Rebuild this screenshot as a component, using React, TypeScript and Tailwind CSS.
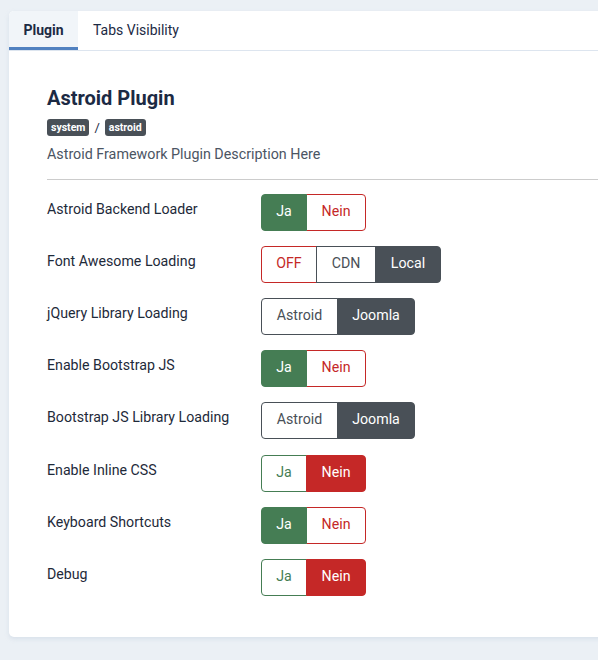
import React from 'react';

type Opt = { label: string; tone: 'green' | 'red' | 'dark' };
type Field = { label: string; options: Opt[]; active: number };

const fields: Field[] = [
  { label: 'Astroid Backend Loader', options: [{ label: 'Ja', tone: 'green' }, { label: 'Nein', tone: 'red' }], active: 0 },
  {
    label: 'Font Awesome Loading',
    options: [{ label: 'OFF', tone: 'red' }, { label: 'CDN', tone: 'dark' }, { label: 'Local', tone: 'dark' }],
    active: 2,
  },
  { label: 'jQuery Library Loading', options: [{ label: 'Astroid', tone: 'dark' }, { label: 'Joomla', tone: 'dark' }], active: 1 },
  { label: 'Enable Bootstrap JS', options: [{ label: 'Ja', tone: 'green' }, { label: 'Nein', tone: 'red' }], active: 0 },
  { label: 'Bootstrap JS Library Loading', options: [{ label: 'Astroid', tone: 'dark' }, { label: 'Joomla', tone: 'dark' }], active: 1 },
  { label: 'Enable Inline CSS', options: [{ label: 'Ja', tone: 'green' }, { label: 'Nein', tone: 'red' }], active: 1 },
  { label: 'Keyboard Shortcuts', options: [{ label: 'Ja', tone: 'green' }, { label: 'Nein', tone: 'red' }], active: 0 },
  { label: 'Debug', options: [{ label: 'Ja', tone: 'green' }, { label: 'Nein', tone: 'red' }], active: 1 },
];

// widths include the 1px overlap of the shared border
const widths: Record<string, string> = {
  Ja: 'w-[46px]',
  Nein: 'w-[60px]',
  OFF: 'w-[56px]',
  CDN: 'w-[60px]',
  Local: 'w-[66px]',
  Astroid: 'w-[77px]',
  Joomla: 'w-[78px]',
};

const toneClass = (tone: Opt['tone'], on: boolean) => {
  if (tone === 'green') return on ? 'bg-[#457d54] border-[#457d54] text-white' : 'bg-white border-[#457d54] text-[#457d54]';
  if (tone === 'red') return on ? 'bg-[#c52827] border-[#c52827] text-white' : 'bg-white border-[#c52827] text-[#c52827]';
  return on ? 'bg-[#495057] border-[#495057] text-white' : 'bg-white border-[#495057] text-[#495057]';
};

function ButtonGroup({ options, active }: { options: Opt[]; active: number }) {
  return (
    <div className="flex">
      {options.map((o, i) => (
        <div
          key={o.label}
          className={`h-[37px] flex items-center justify-center border text-[14.2px] ${widths[o.label]} ${toneClass(o.tone, i === active)} ${
            i === 0 ? 'rounded-l-[4px]' : '-ml-px'
          } ${i === options.length - 1 ? 'rounded-r-[4px]' : ''} ${i === active ? 'relative z-10' : ''}`}
        >
          {o.label}
        </div>
      ))}
    </div>
  );
}

export default function App() {
  return (
    <div className="min-h-[660px] bg-[#ebf0f5] pt-[11px] pl-[9px] overflow-hidden" style={{ fontFamily: 'Roboto, "Liberation Sans", sans-serif' }}>
      <div className="w-[620px] h-[626px] bg-white rounded-l-[5px] shadow-[0_2px_4px_rgba(180,195,215,0.35)]">
        <div className="flex border-b border-[#dde5ef] h-[40px] text-[14px] text-[#1c2a44]">
          <div className="w-[69px] flex items-center justify-center bg-[#f1f5f9] font-bold border-b-[3px] border-[#5181c0] pt-[3px] rounded-tl-[5px]">
            Plugin
          </div>
          <div className="px-[15px] flex items-center">Tabs Visibility</div>
        </div>

        <div className="pl-[38px] pt-[35px]">
          <h1 className="text-[20px] font-bold text-[#1c2a44] leading-[24px]">Astroid Plugin</h1>
          <div className="flex items-center gap-[5px] mt-[8px] text-[#1c2a44]">
            <span className="bg-[#495057] text-white text-[10.5px] font-bold rounded-[3px] px-[4px] h-[17px] flex items-center">system</span>
            <span className="text-[13px]">/</span>
            <span className="bg-[#495057] text-white text-[10.5px] font-bold rounded-[3px] px-[4px] h-[17px] flex items-center">astroid</span>
          </div>
          <p className="text-[14.3px] text-[#4b5563] mt-[6px] leading-[20px]">Astroid Framework Plugin Description Here</p>
          <div className="border-t border-[#cccccc] mt-[15px]" />

          <div className="pt-[14px] flex flex-col">
            {fields.map((f, i) => (
              <div key={f.label} className={`flex ${i === 0 ? '' : i === 5 ? 'mt-[16px]' : 'mt-[15px]'}`}>
                <div className="w-[214px] text-[14.2px] text-[#1e2a3a] pt-[7px] leading-[16px]">{f.label}</div>
                <ButtonGroup options={f.options} active={f.active} />
              </div>
            ))}
          </div>
        </div>
      </div>
    </div>
  );
}
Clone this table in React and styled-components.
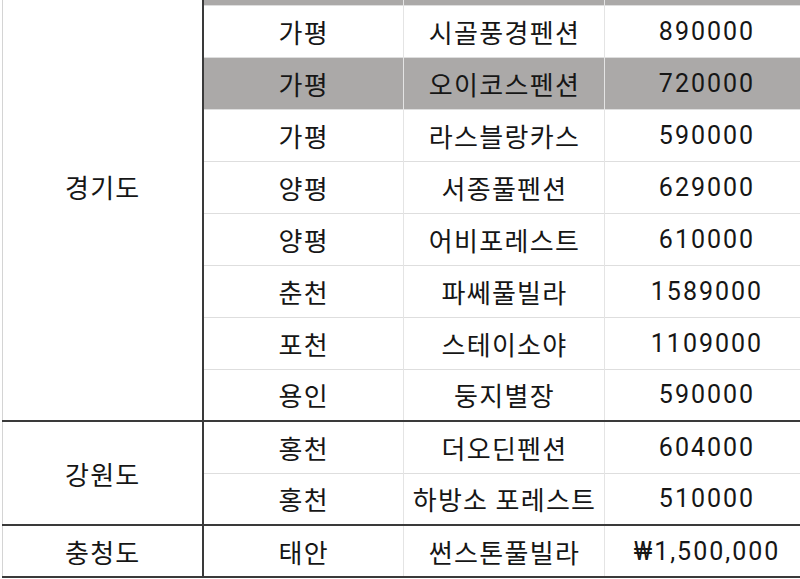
import React from "react";
import styled, { createGlobalStyle } from "styled-components";

const GlobalStyle = createGlobalStyle`
  html, body {
    margin: 0;
    padding: 0;
    background: #ffffff;
  }
  body {
    font-family: Roboto, "Noto Sans CJK KR", sans-serif;
  }
`;

const Viewport = styled.div`
  width: 800px;
  height: 579px;
  overflow: hidden;
  background: #ffffff;
`;

const Table = styled.table`
  border-collapse: collapse;
  table-layout: fixed;
  width: 806px;
  margin-top: -47px;
  margin-left: 2px;
  color: #161616;
  font-size: 26px;
`;

const Col = styled.col`
  width: ${(p) => p.$w}px;
`;

const Row = styled.tr`
  height: 52px;
  background: ${(p) => (p.$shaded ? "#aba9a8" : "#ffffff")};
  border-bottom: ${(p) => (p.$last ? "2px solid #3a3a3a" : "1px solid #dedede")};
`;

const RegionCell = styled.td`
  padding: 0 0 0 1px;
  text-align: center;
  vertical-align: middle;
  background: #ffffff;
  border-left: 1px solid #d4d4d4;
  border-right: 2px solid #3a3a3a;
  border-bottom: 2px solid #3a3a3a;
  font-family: "Noto Sans CJK KR", sans-serif;
  letter-spacing: 1.3px;
`;

const Cell = styled.td`
  padding: 0 0 0 1px;
  text-align: center;
  vertical-align: middle;
  border-right: 1px solid #e4e4e4;
  font-family: ${(p) => (p.$num ? "Roboto, \"Noto Sans CJK KR\", sans-serif" : "\"Noto Sans CJK KR\", sans-serif")};
  font-size: ${(p) => (p.$num ? "25px" : "26px")};
  letter-spacing: ${(p) => (p.$num ? "2px" : "1.3px")};
`;

const regions = [
  {
    name: "경기도",
    rows: [
      { area: "", place: "", price: "", shaded: true },
      { area: "가평", place: "시골풍경펜션", price: "890000" },
      { area: "가평", place: "오이코스펜션", price: "720000", shaded: true },
      { area: "가평", place: "라스블랑카스", price: "590000" },
      { area: "양평", place: "서종풀펜션", price: "629000" },
      { area: "양평", place: "어비포레스트", price: "610000" },
      { area: "춘천", place: "파쎄풀빌라", price: "1589000" },
      { area: "포천", place: "스테이소야", price: "1109000" },
      { area: "용인", place: "둥지별장", price: "590000" },
    ],
  },
  {
    name: "강원도",
    rows: [
      { area: "홍천", place: "더오딘펜션", price: "604000" },
      { area: "홍천", place: "하방소 포레스트", price: "510000" },
    ],
  },
  {
    name: "충청도",
    rows: [{ area: "태안", place: "썬스톤풀빌라", price: "₩1,500,000" }],
  },
];

export default function App() {
  return (
    <Viewport>
      <GlobalStyle />
      <Table>
        <colgroup>
          <Col $w={200} />
          <Col $w={201} />
          <Col $w={201} />
          <Col $w={204} />
        </colgroup>
        <tbody>
          {regions.map((region) =>
            region.rows.map((row, i) => (
              <Row
                key={region.name + i}
                $shaded={row.shaded}
                $last={i === region.rows.length - 1}
              >
                {i === 0 && (
                  <RegionCell rowSpan={region.rows.length}>{region.name}</RegionCell>
                )}
                <Cell>{row.area}</Cell>
                <Cell>{row.place}</Cell>
                <Cell $num>{row.price}</Cell>
              </Row>
            ))
          )}
        </tbody>
      </Table>
    </Viewport>
  );
}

═══

Restate only the lines running from the start of the material above through the line containing "string; options: Opt[];", ends included. No pictures.

Rebuild this screenshot as a component, using React, TypeScript and Tailwind CSS.
import React from 'react';

type Opt = { label: string; tone: 'green' | 'red' | 'dark' };
type Field = { label: string; options: Opt[]; active: number };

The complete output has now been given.